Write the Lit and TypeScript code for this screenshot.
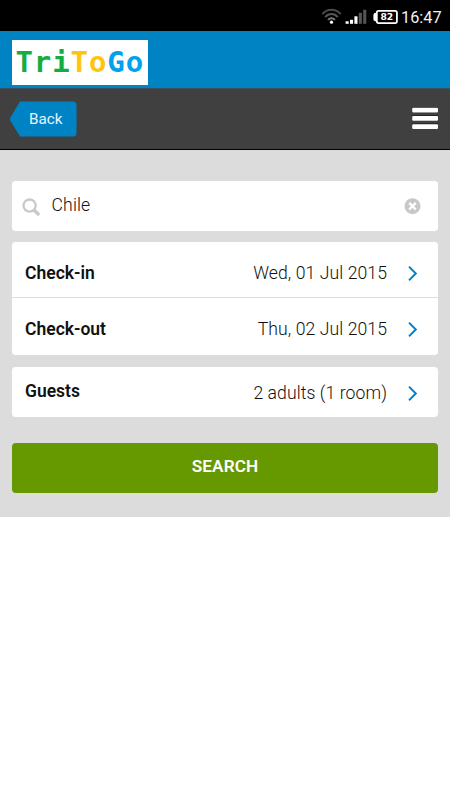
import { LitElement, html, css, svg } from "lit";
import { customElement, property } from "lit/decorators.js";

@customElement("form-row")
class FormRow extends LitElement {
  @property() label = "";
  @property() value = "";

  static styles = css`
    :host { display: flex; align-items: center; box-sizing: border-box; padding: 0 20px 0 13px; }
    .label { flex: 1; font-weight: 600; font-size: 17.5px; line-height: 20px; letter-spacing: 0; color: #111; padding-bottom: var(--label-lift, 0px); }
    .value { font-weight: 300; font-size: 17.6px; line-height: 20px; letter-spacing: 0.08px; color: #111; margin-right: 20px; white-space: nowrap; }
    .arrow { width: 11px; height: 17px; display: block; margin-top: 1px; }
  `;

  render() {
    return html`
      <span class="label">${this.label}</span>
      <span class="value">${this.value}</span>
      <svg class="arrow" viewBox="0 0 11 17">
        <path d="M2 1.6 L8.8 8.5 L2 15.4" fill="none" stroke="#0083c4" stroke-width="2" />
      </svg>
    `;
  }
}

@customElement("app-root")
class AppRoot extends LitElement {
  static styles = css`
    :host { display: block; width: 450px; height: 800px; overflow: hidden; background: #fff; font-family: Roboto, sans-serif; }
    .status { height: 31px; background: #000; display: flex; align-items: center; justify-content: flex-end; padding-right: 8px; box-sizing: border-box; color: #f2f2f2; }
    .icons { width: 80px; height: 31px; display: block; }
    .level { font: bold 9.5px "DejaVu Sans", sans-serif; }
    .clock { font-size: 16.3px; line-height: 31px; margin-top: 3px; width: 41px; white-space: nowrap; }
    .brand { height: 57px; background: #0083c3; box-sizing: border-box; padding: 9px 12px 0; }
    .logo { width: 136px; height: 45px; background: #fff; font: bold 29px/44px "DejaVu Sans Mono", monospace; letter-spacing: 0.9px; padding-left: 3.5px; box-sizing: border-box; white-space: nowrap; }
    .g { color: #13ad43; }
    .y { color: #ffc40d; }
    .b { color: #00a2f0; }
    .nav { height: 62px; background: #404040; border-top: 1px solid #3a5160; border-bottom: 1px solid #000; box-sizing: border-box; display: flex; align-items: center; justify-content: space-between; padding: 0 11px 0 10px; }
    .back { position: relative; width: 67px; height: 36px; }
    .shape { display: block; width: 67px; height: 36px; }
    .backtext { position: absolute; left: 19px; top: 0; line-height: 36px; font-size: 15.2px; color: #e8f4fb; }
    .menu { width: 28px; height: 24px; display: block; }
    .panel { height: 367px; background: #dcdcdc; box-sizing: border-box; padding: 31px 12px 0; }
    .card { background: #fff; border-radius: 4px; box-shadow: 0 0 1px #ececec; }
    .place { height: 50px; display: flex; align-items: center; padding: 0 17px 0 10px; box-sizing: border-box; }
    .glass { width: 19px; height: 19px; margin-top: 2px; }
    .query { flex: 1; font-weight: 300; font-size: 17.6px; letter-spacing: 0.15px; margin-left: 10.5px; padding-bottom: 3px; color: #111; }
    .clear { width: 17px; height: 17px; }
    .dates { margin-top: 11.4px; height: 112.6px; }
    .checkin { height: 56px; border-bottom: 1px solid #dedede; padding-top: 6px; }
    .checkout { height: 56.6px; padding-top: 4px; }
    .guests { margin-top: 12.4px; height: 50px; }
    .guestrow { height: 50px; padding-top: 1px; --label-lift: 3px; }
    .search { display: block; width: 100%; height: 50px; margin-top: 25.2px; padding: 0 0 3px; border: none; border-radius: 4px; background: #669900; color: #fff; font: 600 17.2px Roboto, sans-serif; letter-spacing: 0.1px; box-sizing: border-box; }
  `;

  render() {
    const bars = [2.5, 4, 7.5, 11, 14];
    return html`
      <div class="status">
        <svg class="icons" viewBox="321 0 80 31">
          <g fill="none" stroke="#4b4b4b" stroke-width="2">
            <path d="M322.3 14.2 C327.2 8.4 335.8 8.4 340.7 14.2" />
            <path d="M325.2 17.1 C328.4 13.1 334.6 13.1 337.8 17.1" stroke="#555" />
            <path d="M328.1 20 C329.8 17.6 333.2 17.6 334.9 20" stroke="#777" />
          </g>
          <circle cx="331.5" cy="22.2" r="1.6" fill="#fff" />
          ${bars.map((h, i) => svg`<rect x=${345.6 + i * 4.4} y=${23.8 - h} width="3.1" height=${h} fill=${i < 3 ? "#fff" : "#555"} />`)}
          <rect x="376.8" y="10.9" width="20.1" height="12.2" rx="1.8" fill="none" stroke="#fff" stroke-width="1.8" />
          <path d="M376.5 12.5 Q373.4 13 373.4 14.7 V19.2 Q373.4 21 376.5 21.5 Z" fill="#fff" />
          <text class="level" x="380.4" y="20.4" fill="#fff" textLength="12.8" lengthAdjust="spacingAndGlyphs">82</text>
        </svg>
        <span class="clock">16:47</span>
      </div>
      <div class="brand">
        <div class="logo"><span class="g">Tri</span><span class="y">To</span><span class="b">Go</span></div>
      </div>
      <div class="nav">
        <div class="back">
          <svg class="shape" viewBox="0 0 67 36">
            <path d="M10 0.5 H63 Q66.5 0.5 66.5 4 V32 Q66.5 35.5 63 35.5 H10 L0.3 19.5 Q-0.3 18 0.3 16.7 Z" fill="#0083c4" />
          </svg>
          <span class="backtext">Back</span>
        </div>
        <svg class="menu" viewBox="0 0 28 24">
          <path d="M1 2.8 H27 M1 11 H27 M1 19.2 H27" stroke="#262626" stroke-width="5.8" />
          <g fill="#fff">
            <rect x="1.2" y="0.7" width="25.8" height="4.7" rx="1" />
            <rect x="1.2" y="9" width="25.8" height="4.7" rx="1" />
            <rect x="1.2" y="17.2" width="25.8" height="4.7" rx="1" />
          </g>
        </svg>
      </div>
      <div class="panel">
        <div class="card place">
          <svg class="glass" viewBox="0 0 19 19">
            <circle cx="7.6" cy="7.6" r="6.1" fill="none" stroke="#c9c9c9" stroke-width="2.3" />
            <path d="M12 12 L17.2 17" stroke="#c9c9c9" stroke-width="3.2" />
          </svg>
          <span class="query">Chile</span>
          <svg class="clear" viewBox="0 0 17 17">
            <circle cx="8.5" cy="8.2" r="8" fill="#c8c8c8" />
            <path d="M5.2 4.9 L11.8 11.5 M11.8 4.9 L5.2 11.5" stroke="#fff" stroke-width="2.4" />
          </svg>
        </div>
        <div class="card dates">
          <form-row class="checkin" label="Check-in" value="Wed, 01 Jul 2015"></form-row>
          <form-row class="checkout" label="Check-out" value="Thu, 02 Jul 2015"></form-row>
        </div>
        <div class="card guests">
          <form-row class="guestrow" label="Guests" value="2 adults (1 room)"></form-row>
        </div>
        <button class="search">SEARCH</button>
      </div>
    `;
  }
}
#####
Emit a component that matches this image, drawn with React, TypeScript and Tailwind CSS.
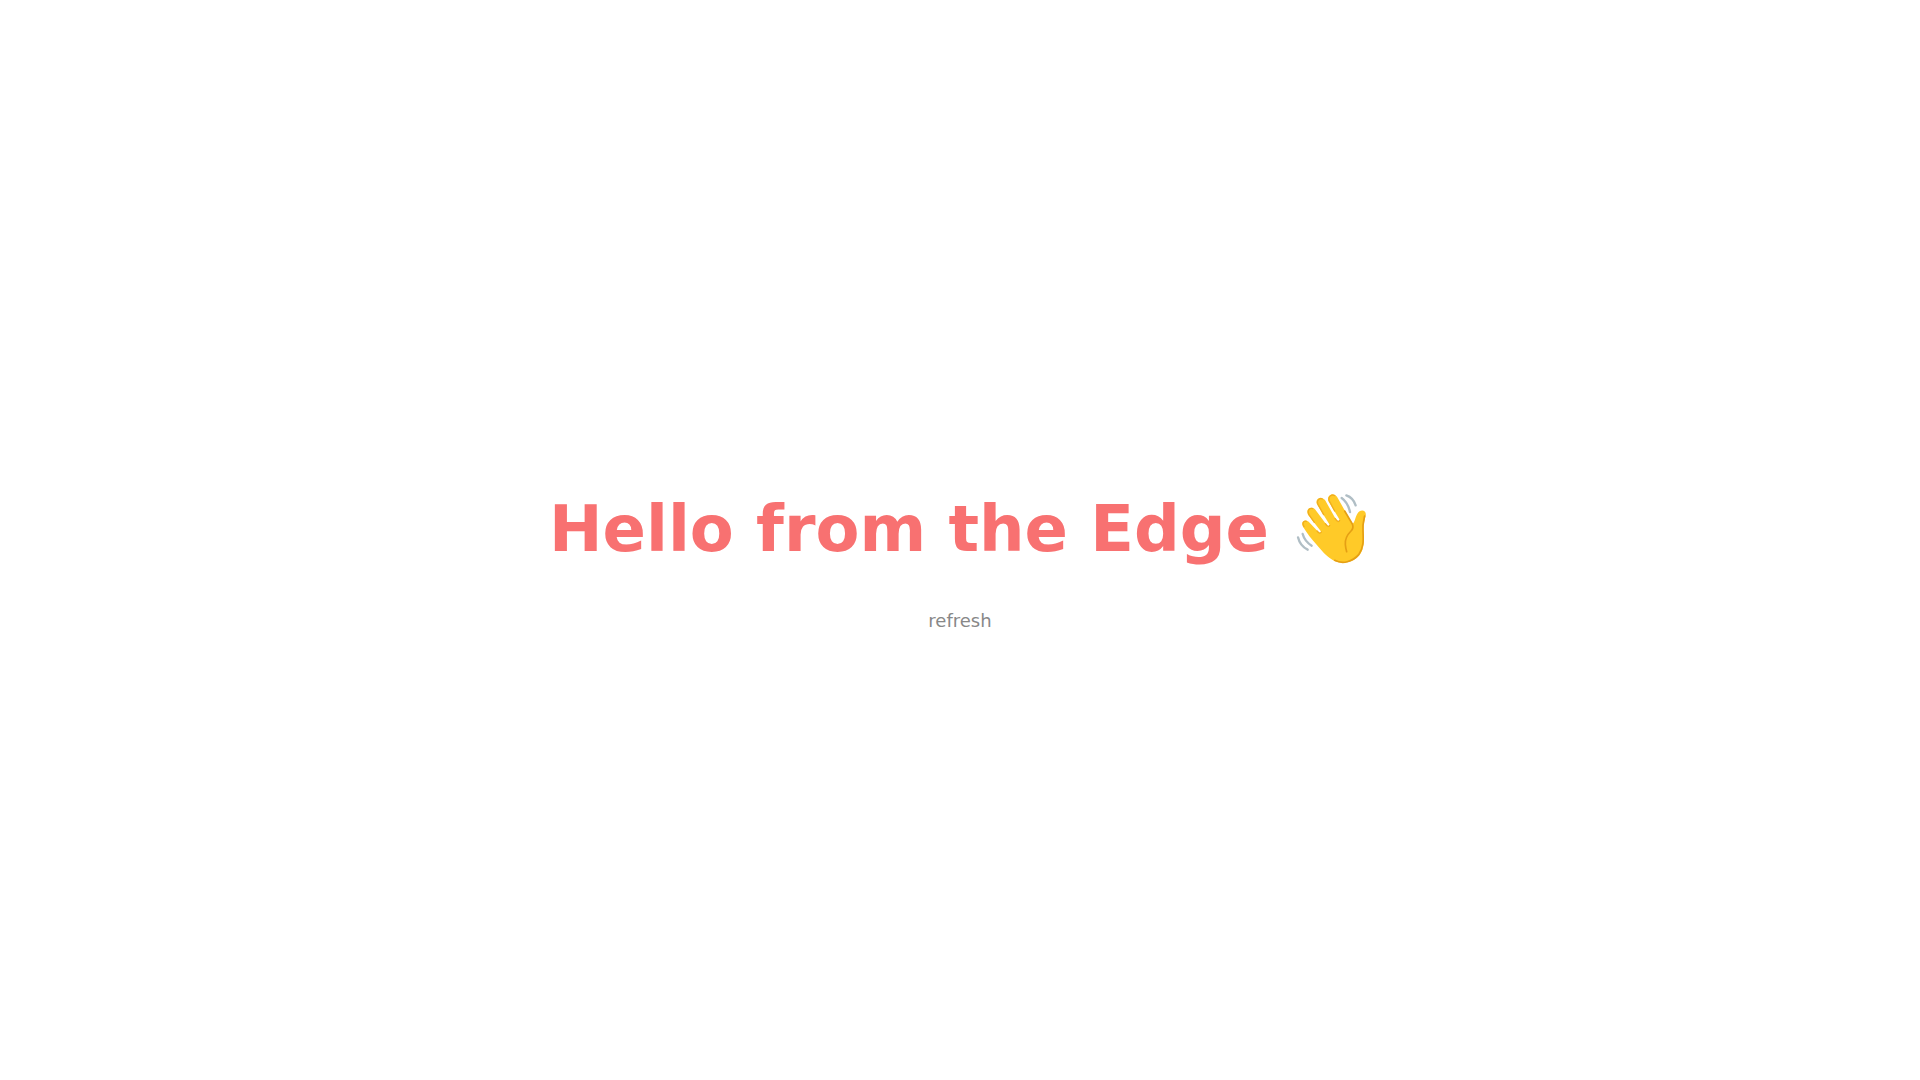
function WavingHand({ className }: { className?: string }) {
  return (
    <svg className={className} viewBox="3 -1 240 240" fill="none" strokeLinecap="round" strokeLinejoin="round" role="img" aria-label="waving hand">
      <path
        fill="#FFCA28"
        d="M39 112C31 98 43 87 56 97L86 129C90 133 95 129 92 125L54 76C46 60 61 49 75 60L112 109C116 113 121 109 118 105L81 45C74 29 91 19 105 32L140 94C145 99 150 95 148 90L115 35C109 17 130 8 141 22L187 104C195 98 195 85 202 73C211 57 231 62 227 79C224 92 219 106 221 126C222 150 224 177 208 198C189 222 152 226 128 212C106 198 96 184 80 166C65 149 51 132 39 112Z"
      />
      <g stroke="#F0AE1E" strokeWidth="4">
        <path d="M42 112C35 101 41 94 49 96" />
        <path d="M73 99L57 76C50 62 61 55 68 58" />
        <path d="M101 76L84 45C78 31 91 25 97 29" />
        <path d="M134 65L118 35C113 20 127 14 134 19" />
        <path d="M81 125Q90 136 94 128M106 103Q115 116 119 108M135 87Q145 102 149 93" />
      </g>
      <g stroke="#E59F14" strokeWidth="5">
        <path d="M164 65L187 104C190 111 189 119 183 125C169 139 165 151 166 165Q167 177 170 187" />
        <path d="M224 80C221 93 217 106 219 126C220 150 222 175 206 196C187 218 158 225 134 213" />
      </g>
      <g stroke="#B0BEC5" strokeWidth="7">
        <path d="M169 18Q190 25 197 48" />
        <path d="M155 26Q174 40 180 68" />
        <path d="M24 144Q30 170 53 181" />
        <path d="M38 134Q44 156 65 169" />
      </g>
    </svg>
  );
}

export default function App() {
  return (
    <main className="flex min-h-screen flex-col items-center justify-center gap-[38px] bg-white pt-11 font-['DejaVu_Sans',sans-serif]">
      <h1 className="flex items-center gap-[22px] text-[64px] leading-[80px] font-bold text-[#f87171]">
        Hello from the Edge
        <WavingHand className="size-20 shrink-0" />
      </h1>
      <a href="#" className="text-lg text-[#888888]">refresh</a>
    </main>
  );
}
#####
▶ Aim:
Check each line of the data above for the word "TypeScript" and say how many lines contain it, giving nothing besides the number.

▶ Solution to the exercise:
2